Morrissey is in the news again. The solo artist and former frontman for The Smiths is no longer at BMG Records. Morrissey, who’s become more famous for his offensive comments than his music in recent years, blamed diversity for the company’s decision.
Prone to ghastly hyperbole, the singer called the decision another “horror” of 2020, comparing his circumstance to crashing economies and incredible loss across the globe. “This news is perfectly in keeping with the relentless galvanic horror of 2020,” he wrote. “We would be critically insane to expect anything positive.”
BMG Records scrapped plans for future Morrissey albums. Although the artist cites how well his three BMG records have done overseas, they’re far from his best work. Morrissey hasn’t produced a great original album in a long time, but again, he blames diversity. “The new BMG Executive has announced new plans for ‘diversity’ within BMG’s artist roster, and all projected BMG Morrissey releases/reissues have been scrapped,” he added.
BMG has a new executive who, understandably, doesn’t want more Morrissey albums. If you want to create a positive creative space at your label, disinviting Morrissey to the party is reasonable. “My three albums with BMG have been the best of my career, and I stand by them till death,” Morrissey continued. “Recording them has been a pivotal period in my life, and I thank the previous BMG team and everyone involved for that. It’s still important to me to do music my own way, and I wouldn’t want to be on a label that dictates so specifically how their artists should behave – especially when the word ‘talent’ is notably never mentioned.”
Morrissey is famously offensive. The man called the Chinese a “subspecies,” stated London Mayor Sadiq Khan “cannot talk properly,” defended Kevin Spacey and Harvey Weinstein, and called Adolf Hitler “left-wing.” Those quotes don’t even begin to scratch the surface. More people talk about Morrissey’s quotes than his music these days.
Fans also talk about how many concerts the singer misses. The artist cancels more concerts than any other major musical act with more than 134 concerts postponed or canceled. Although he’s accustomed to canceling shows, offending minorities, and not showing up to work (the concerts), he still blames his expulsion from BMG Records on “diversity.”
Critics weren’t fans of Morrissey’s last album, “I Am Not a Dog on a Chain.” It was, at times, unbearable. As strong as Morrissey’s vocals remain, he doesn’t have anything of substance to say in his newest work. It’s no surprise his album of covers, “California Son,” was his most accessible and enjoyable album in years.
Morrissey, the man, has always been at odds with Morrissey, the singer. He made music that connects with people isolated — but he makes people feel isolated. When an artist is distancing and losing fans every year, instead of gaining them, it’s easy to once again see why a record label would drop him beyond “diversity.”

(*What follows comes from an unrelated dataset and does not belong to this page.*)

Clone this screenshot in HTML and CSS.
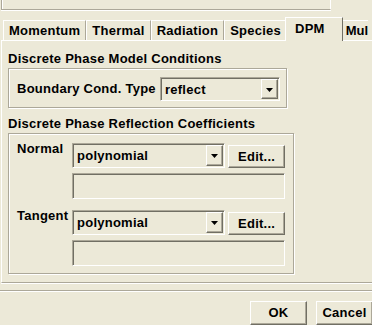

At the end of the day, Morrissey will still find another home for his music. There’s no tragedy to see here, as Morrissey claims. The artist still has plans for the future outside of BMG Records. Next year, he’ll have a Las Vegas residency; his career is hardly suffering from his behavior. He’s still capable of producing a great show and driving his fans crazy — literally, crazy — but he continues to lose supporters, including his own record label now.